Here’s why Intel’s stock just dropped 10% after reporting earnings – TechCrunch

The third-quarter earnings cycle is just getting underway, but we’ve already seen a few companies post numbers that investors did not like. Netflix missed on several metrics yesterday and was punished, and today Intel is joining the video streaming giant in stock-market purgatory.

Intel shares are off around 10% in after-hours trading after the chip company reported its Q3 data. Investors had expected Intel to report an adjusted $1.11 in per-share profit, off around 22% from the year-ago period. They also expected it to report revenues of $18.26 billion in Q3, down a more modest 5% compared to the year-ago Q3.

Notably, Intel beat revenue expectations with top line of $18.3 billion, and met earnings-per-share estimates of $1.11, on an adjusted basis.

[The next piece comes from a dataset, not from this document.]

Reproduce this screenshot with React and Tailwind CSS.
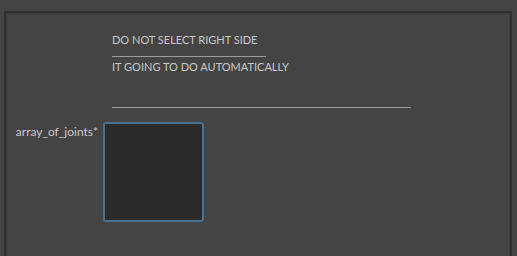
import React from 'react';

const Rule = ({ width }) => (
  <div className="h-px bg-[#b4b4b4] opacity-80" style={{ width }} />
);

const App = () => {
  return (
    <div className="w-[517px] h-[256px] bg-[#444444] overflow-hidden font-['Lato',sans-serif]">
      <div className="ml-[4px] mt-[11px] mr-[5px] h-[260px] border-t-2 border-l-2 border-r-2 border-[#2e2e2e]">
        <div className="h-full border-t border-l border-r border-[#3c3c3c]">
          {/* info rows */}
          <div className="pl-[105px] pt-[17px] text-[11px] text-[#c8c8c8]">
            <div className="h-[25px] leading-[16px] pt-[1px]">DO NOT SELECT RIGHT SIDE</div>
            <Rule width={154} />
            <div className="h-[50px] leading-[16px] pt-[2px]">IT GOING TO DO AUTOMATICALLY</div>
            <Rule width={299} />
          </div>

          {/* joints field */}
          <div className="flex mt-[14px]">
            <div className="w-[91px] pt-[2px] text-right text-[12px] leading-[16px] text-[#c8c8c8]">
              array_of_joints*
            </div>
            <div className="ml-[5px] w-[101px] h-[100px] bg-[#2b2b2b] border-2 border-[#4b7190] rounded-[3px]" />
          </div>
        </div>
      </div>
    </div>
  );
};

export default App;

So, why are Intel shares sharply lower?

Quick consensus appears to point to weakness in the company data-focused business unit, the smaller of Intel’s two halves (the other focuses on PC chips). Inside the data-side of Intel, its Data Center Group (DCG) had mixed results, including cloud revenue growth of 15%. However, at the same time, the DCG’s “Enterprise & Government” business shrank 47% compared to the year-ago period, following what Intel described as “two quarters of more than 30 percent growth.”

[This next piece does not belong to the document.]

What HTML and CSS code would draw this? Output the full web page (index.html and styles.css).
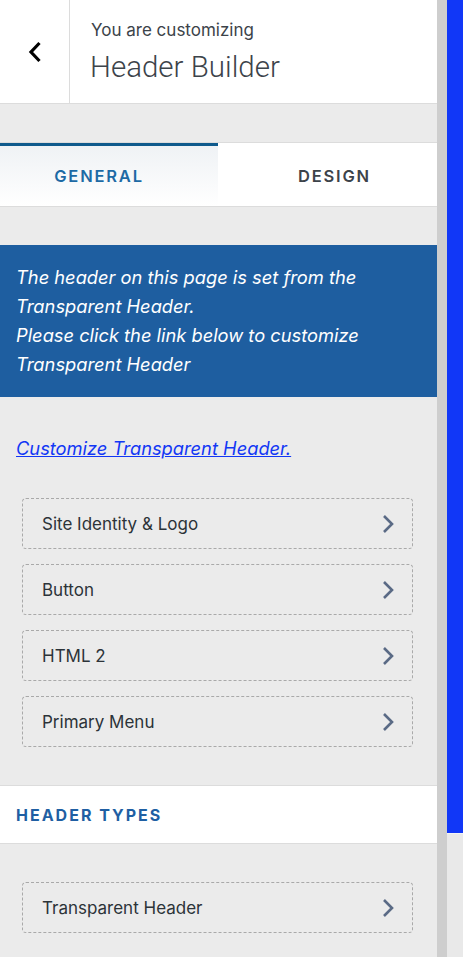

Off that weakness, the resulting top line miss was sharp, with the market expecting $6.22 billion in revenue and DCG only delivering $5.9 billion.

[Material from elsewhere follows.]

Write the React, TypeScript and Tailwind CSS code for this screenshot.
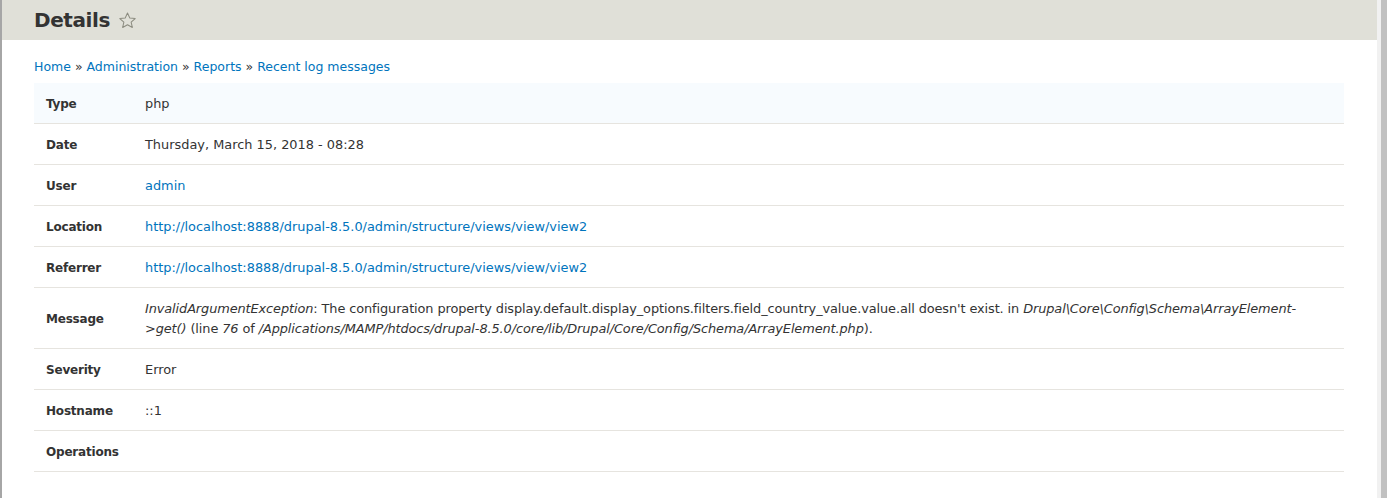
import React from "react"

const link = "text-[#0074bd]"

interface Row {
  label: string
  value: React.ReactNode
}

const rows: Row[] = [
  { label: "Type", value: "php" },
  { label: "Date", value: "Thursday, March 15, 2018 - 08:28" },
  { label: "User", value: <a className={link}>admin</a> },
  {
    label: "Location",
    value: <a className={link}>http://localhost:8888/drupal-8.5.0/admin/structure/views/view/view2</a>,
  },
  {
    label: "Referrer",
    value: <a className={link}>http://localhost:8888/drupal-8.5.0/admin/structure/views/view/view2</a>,
  },
  {
    label: "Message",
    value: (
      <div className="tracking-[-0.1px]">
        <em>InvalidArgumentException</em>: The configuration property
        display.default.display_options.filters.field_country_value.value.all doesn't exist. in{" "}
        <em>Drupal\Core\Config\Schema\ArrayElement-</em>
        <br />
        <em>&gt;get()</em> (line <em>76</em> of{" "}
        <em>/Applications/MAMP/htdocs/drupal-8.5.0/core/lib/Drupal/Core/Config/Schema/ArrayElement.php</em>).
      </div>
    ),
  },
  { label: "Severity", value: "Error" },
  { label: "Hostname", value: "::1" },
  { label: "Operations", value: "" },
]

export default function App() {
  return (
    <div className="flex h-[498px] w-[1387px] overflow-hidden bg-white font-['DejaVu_Sans',sans-serif] text-[#333]">
      <div className="w-[2px] shrink-0 bg-[#a6a6a6]" />
      <div className="flex min-w-0 flex-1 flex-col">
        <div className="flex h-[40px] items-center gap-[8px] bg-[#e0e0d8] pl-[32px]">
          <h1 className="text-[20px] font-bold tracking-[-0.4px] text-[#333]">Details</h1>
          <svg width="19" height="19" viewBox="0 0 24 24" className="mt-[1px]">
            <path
              d="M12 2.5l2.9 6.3 6.8.7-5.1 4.6 1.5 6.7L12 17.3l-6.1 3.5 1.5-6.7-5.1-4.6 6.8-.7z"
              fill="none"
              stroke="#8c8c80"
              strokeWidth="1.3"
              strokeLinejoin="round"
            />
          </svg>
        </div>
        <div className="px-[32px] pt-[18px]">
          <div className="text-[12.5px] leading-[17px]">
            <a className={link}>Home</a> » <a className={link}>Administration</a> »{" "}
            <a className={link}>Reports</a> » <a className={link}>Recent log messages</a>
          </div>
          <table className="mt-[8px] w-[1310px] border-collapse text-[12.9px] leading-[20px]">
            <tbody>
              {rows.map((r, i) => (
                <tr key={r.label} className={`border-b border-[#e6e4df] ${i === 0 ? "bg-[#f7fbfe]" : ""}`}>
                  <th className="w-[111px] pt-[11px] pb-[9px] pl-[12px] text-left align-middle text-[12px] font-bold tracking-[-0.2px]">
                    {r.label}
                  </th>
                  <td className="pt-[11px] pb-[9px] pr-[12px] align-middle">{r.value}</td>
                </tr>
              ))}
            </tbody>
          </table>
        </div>
      </div>
      <div className="w-[4px] shrink-0 bg-[#f1f1f1]" />
      <div className="w-[6px] shrink-0 bg-[#c1c1c1]" />
    </div>
  )
}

Intel blamed COVID-19 for the weak economics conditions at play in the result. The company also highlighted COVID-19 when it discussed results from its internet of things business and memory operation, which declined 33% and 11% on a year-over-year basis, respectively.

Perhaps due to COVID-19’s recent resurgence in both North America and Europe, investors are concerned that the macroeconomic issues harming Intel’s growth could continue. If so, growth could be negative for a longer period than anticipated. That perspective could have led to some selling of Intel’s equity after the earnings report.

Could guidance have a part to play in Intel’s share price decline? Probably not. Better than what it reported for Q3 2020, Intel’s forward guidance shows a small revenue beat versus expectations, and a small profit beat as well. Intel forecasts revenues of $17.4 billion for Q4 2020 and adjusted earnings per share of $1.10, while the street was looking for $17.34 billion in top line and adjusted earnings per share of $1.06.

Given that Intel is prepped to best expectations in Q4, it’s hard to pin its share-price declines on guidance. That leaves the weakness in its data business as the most obvious culprit.

It is dangerous to over-describe why a stock or a group of stocks move at any given time. But in this case, it seems plain that the revenue miss inside Intel’s data business was at least a portion of why it shed value. As to whether the company’s COVID-19 notes are valid is up to you and how you handicap the broader economy.